#### [Task to carry out]
From the listing below, work out how many lines contain "styles". Reply with that number only.
>> begin Material supplied
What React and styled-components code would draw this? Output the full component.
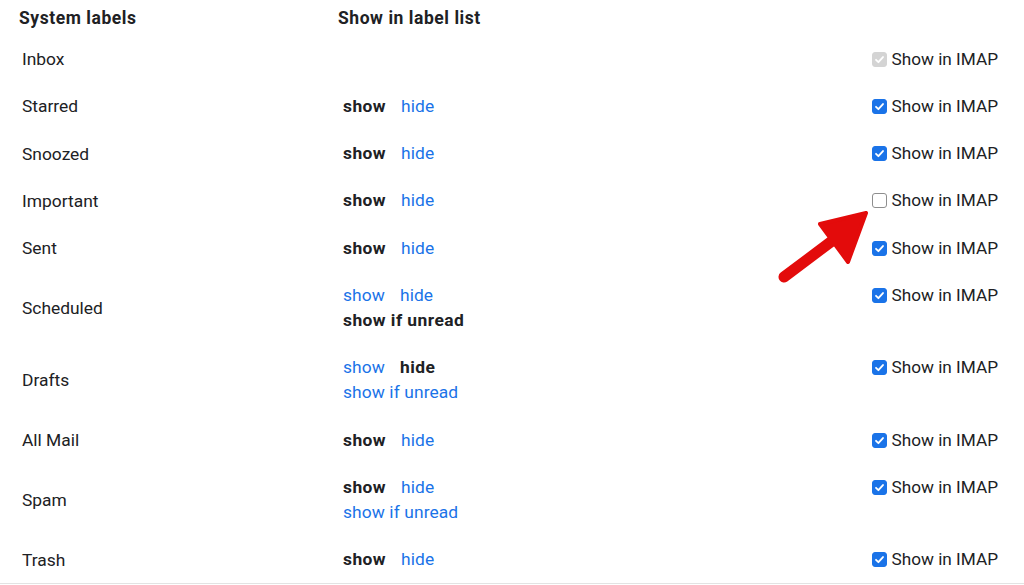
import React from 'react';
import styled, { createGlobalStyle } from 'styled-components';

const Global = createGlobalStyle`
  html,body{margin:0;padding:0;background:#fff;}
  body{font-family:Roboto,"Noto Sans",Arial,sans-serif;color:#202124;}
`;

const Page = styled.div`
  position:relative;width:1024px;height:585px;overflow:hidden;
`;
const Table = styled.div`
  display:grid;
  grid-template-columns:338px 1fr auto;
  border-bottom:1px solid #e3e3e3;
`;
const Head = styled.div`
  height:35px;display:flex;align-items:center;
  font-size:17.5px;font-weight:700;letter-spacing:.55px;
  padding-left:${p=>p.$pl||0}px;
`;
const Label = styled.div`
  display:flex;align-items:center;
  padding:1px 0 0 22px;font-size:17.4px;
`;
const Options = styled.div`
  padding:11.6px 0 10.7px 5px;
  font-size:17.4px;line-height:25px;
`;
const Line = styled.div`
  display:flex;gap:15px;
`;
const Opt = styled.span`
  color:${p=>p.$active?'#202124':'#1a73e8'};
  font-weight:${p=>p.$active?700:400};
  letter-spacing:${p=>p.$active?'.45px':'.1px'};
  cursor:${p=>p.$active?'default':'pointer'};
`;
const Imap = styled.label`
  display:flex;align-items:center;gap:5px;align-self:start;
  padding:11.6px 26px 10.7px 0;font-size:17.2px;line-height:25px;
`;
const Box = styled.span`
  width:15px;height:15px;box-sizing:border-box;border-radius:3px;
  display:inline-flex;align-items:center;justify-content:center;
  background:${p=>p.$disabled?'#d4d4d4':p.$checked?'#1a73e8':'#fff'};
  border:1px solid ${p=>p.$disabled?'#d4d4d4':p.$checked?'#1a73e8':'#8e8e8e'};
`;
const Arrow = styled.svg`
  position:absolute;left:770px;top:200px;pointer-events:none;
`;

const rows = [
  {name:'Inbox', opts:null, imap:'disabled'},
  {name:'Starred', opts:[['show','hide']], active:'show', imap:true},
  {name:'Snoozed', opts:[['show','hide']], active:'show', imap:true},
  {name:'Important', opts:[['show','hide']], active:'show', imap:false},
  {name:'Sent', opts:[['show','hide']], active:'show', imap:true},
  {name:'Scheduled', opts:[['show','hide'],['show if unread']], active:'show if unread', imap:true},
  {name:'Drafts', opts:[['show','hide'],['show if unread']], active:'hide', imap:true},
  {name:'All Mail', opts:[['show','hide']], active:'show', imap:true},
  {name:'Spam', opts:[['show','hide'],['show if unread']], active:'show', imap:true},
  {name:'Trash', opts:[['show','hide']], active:'show', imap:true},
];

function Checkbox({state}) {
  const disabled = state==='disabled';
  const checked = state===true || disabled;
  return (
    <Box $checked={checked} $disabled={disabled}>
      {checked && (
        <svg width="11" height="11" viewBox="0 0 12 12">
          <path d="M2.2 6.3l2.6 2.6 5-5.6" fill="none" stroke="#fff" strokeWidth="2" strokeLinecap="round" strokeLinejoin="round"/>
        </svg>
      )}
    </Box>
  );
}

export default function App() {
  return (
    <Page>
      <Global/>
      <Table>
        <Head $pl={19}>System labels</Head>
        <Head>Show in label list</Head>
        <Head/>
        {rows.map(r=>(
          <React.Fragment key={r.name}>
            <Label>{r.name}</Label>
            <Options>
              {r.opts ? r.opts.map((l,i)=>(
                <Line key={i}>
                  {l.map(o=><Opt key={o} $active={o===r.active}>{o}</Opt>)}
                </Line>
              )) : <Line>&nbsp;</Line>}
            </Options>
            <Imap>
              <Checkbox state={r.imap}/>
              Show in IMAP
            </Imap>
          </React.Fragment>
        ))}
      </Table>
      <Arrow width="110" height="90" viewBox="0 0 110 90">
        <line x1="14" y1="77" x2="70" y2="35" stroke="#e30b0b" strokeWidth="11" strokeLinecap="round"/>
        <polygon points="96,13 50,24 78,62" fill="#e30b0b" stroke="#e30b0b" strokeWidth="4" strokeLinejoin="round"/>
      </Arrow>
    </Page>
  );
}
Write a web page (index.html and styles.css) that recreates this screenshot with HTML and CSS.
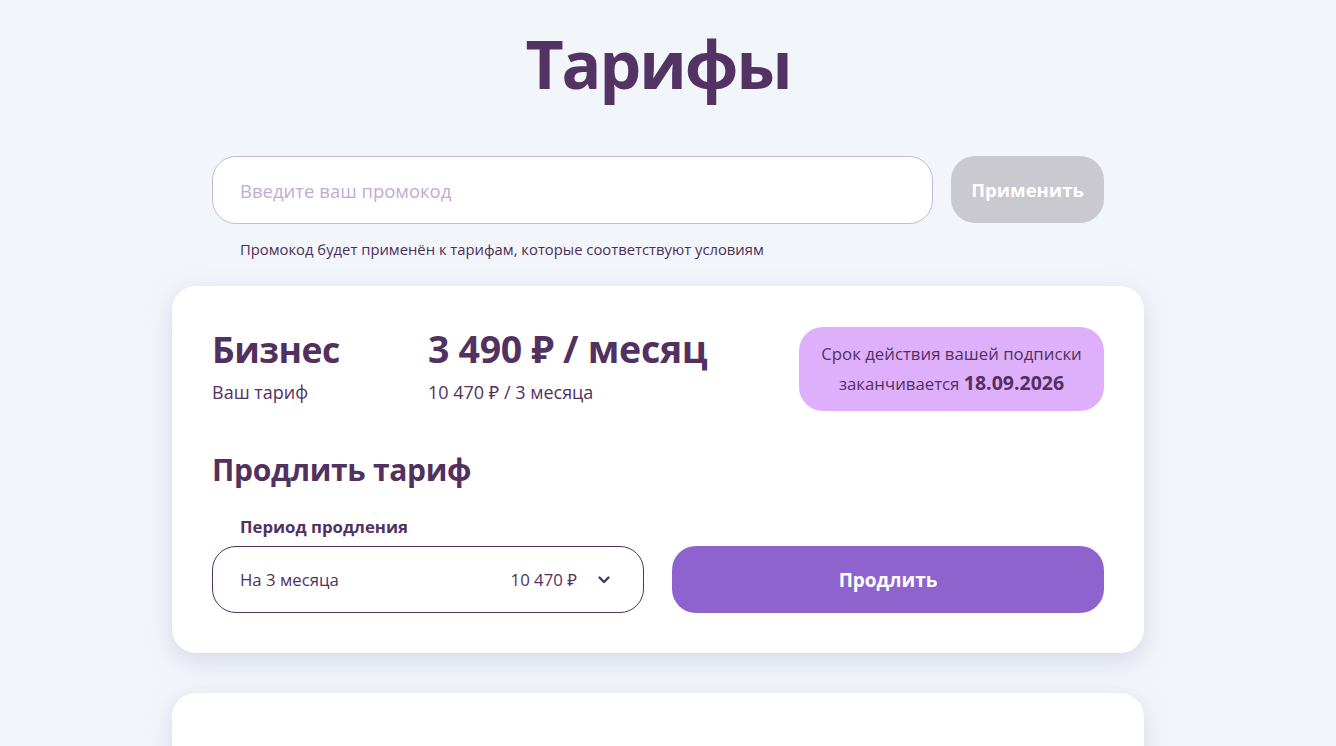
FILE: index.html
```html
<!DOCTYPE html>
<html lang="ru">

<head>
    <meta charset="UTF-8">
    <title>Тарифы</title>
    <meta name="viewport" content="width=device-width, initial-scale=1.0">
    <link rel="stylesheet" href="styles.css">
</head>

<body>
    <main class="tariffs">
        <h1 class="page-title">Тарифы</h1>

        <form class="promo" onsubmit="event.preventDefault()">
            <div class="promo-row">
                <input class="promo-input" type="text" placeholder="Введите ваш промокод">
                <button type="submit" class="btn btn-disabled">Применить</button>
            </div>
            <p class="promo-hint">Промокод будет применён к тарифам, которые соответствуют условиям</p>
        </form>

        <section class="card">
            <div class="card-head">
                <div class="plan">
                    <h2 class="plan-name">Бизнес</h2>
                    <p class="plan-sub">Ваш тариф</p>
                </div>
                <div class="price">
                    <div class="price-main">3 490 ₽ / месяц</div>
                    <p class="plan-sub">10 470 ₽ / 3 месяца</p>
                </div>
                <div class="expires">
                    Срок действия вашей подписки<br>
                    заканчивается <b>18.09.2026</b>
                </div>
            </div>

            <h3 class="renew-title">Продлить тариф</h3>
            <div class="renew-label">Период продления</div>
            <div class="renew-row">
                <div class="select">
                    <span>На 3 месяца</span>
                    <span class="select-price">10 470 ₽</span>
                    <svg class="chevron" width="14" height="14" viewBox="0 0 14 14">
                        <path d="M2.5 4.5l4.5 4.5 4.5-4.5" fill="none" stroke="#52315f" stroke-width="2.4"
                            stroke-linecap="round" stroke-linejoin="round" />
                    </svg>
                </div>
                <button class="btn btn-primary">Продлить</button>
            </div>
        </section>

        <section class="card card-next"></section>
    </main>
</body>

</html>
```

FILE: styles.css
```css
body {
    font-family: "Open Sans", "Noto Sans", Arial, sans-serif;
    background: #f2f5f9;
    margin: 0;
    padding-right: 20px;
    color: #52315f;
}

.tariffs {
    max-width: 972px;
    margin: 0 auto;
    padding-top: 18px;
}

.page-title {
    text-align: center;
    font-size: 66px;
    font-weight: 700;
    margin: 0 0 48px 0;
    line-height: 90px;
    color: #533264;
    letter-spacing: -2px;
}

.promo {
    padding: 0 40px;
}

.promo-row {
    display: flex;
    gap: 18px;
}

.promo-input {
    flex: 1;
    height: 68px;
    box-sizing: border-box;
    border: 1px solid #c9b6da;
    border-radius: 24px;
    padding: 0 27px;
    font-family: inherit;
    font-size: 18.5px;
    color: #52315f;
    background: #fff;
    outline: none;
}

.promo-input::placeholder {
    color: #c3aad6;
}

.btn {
    border: none;
    border-radius: 24px;
    font-family: inherit;
    font-weight: 700;
    color: #fff;
    cursor: pointer;
}

.btn-disabled {
    width: 153px;
    height: 67px;
    font-size: 18.5px;
    background: #cac9cf;
    cursor: default;
}

.promo-hint {
    margin: 15px 0 0 28px;
    font-size: 14.8px;
    line-height: 20px;
    color: #4b2f58;
}

.card {
    margin-top: 27px;
    background: #fff;
    border-radius: 24px;
    box-shadow: 0 8px 24px rgba(160, 165, 210, 0.35);
    padding: 40px 40px 40px 40px;
}

.card-head {
    display: flex;
    align-items: flex-start;
}

.plan {
    width: 216px;
    padding-top: 1px;
}

.plan-name {
    margin: 0;
    font-size: 35.5px;
    font-weight: 700;
    line-height: 44px;
    letter-spacing: -0.5px;
}

.plan-sub {
    margin: 0;
    font-size: 18px;
    line-height: 26px;
    margin-top: 8px;
}

.price {
    flex: 1;
    padding-top: 1px;
}

.price-main {
    font-size: 37.5px;
    font-weight: 700;
    line-height: 44px;
    letter-spacing: -0.3px;
}

.expires {
    width: 305px;
    box-sizing: border-box;
    margin-top: 1px;
    background: #deb0fc;
    border-radius: 24px;
    padding: 12px 8px 13px 8px;
    text-align: center;
    font-size: 16.8px;
    line-height: 29px;
    color: #52315f;
}

.expires b {
    font-size: 19.5px;
}

.renew-title {
    margin: 39px 0 0 0;
    font-size: 30px;
    font-weight: 700;
    line-height: 40px;
    letter-spacing: -0.3px;
}

.renew-label {
    margin: 26px 0 8px 28px;
    font-size: 16.8px;
    font-weight: 700;
    line-height: 22px;
}

.renew-row {
    display: grid;
    grid-template-columns: 1fr 1fr;
    gap: 28px;
}

.select {
    display: flex;
    align-items: center;
    height: 67px;
    box-sizing: border-box;
    border: 1px solid #52315f;
    border-radius: 24px;
    padding: 0 32px 0 27px;
    font-size: 16.8px;
}

.select-price {
    margin-left: auto;
    margin-right: 20px;
}

.chevron {
    display: block;
}

.btn-primary {
    height: 67px;
    background: #8e63cd;
    font-size: 19px;
}

.card-next {
    margin-top: 40px;
    height: 120px;
    padding: 0;
}
```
>> end Material supplied
#### [Exercise output]
3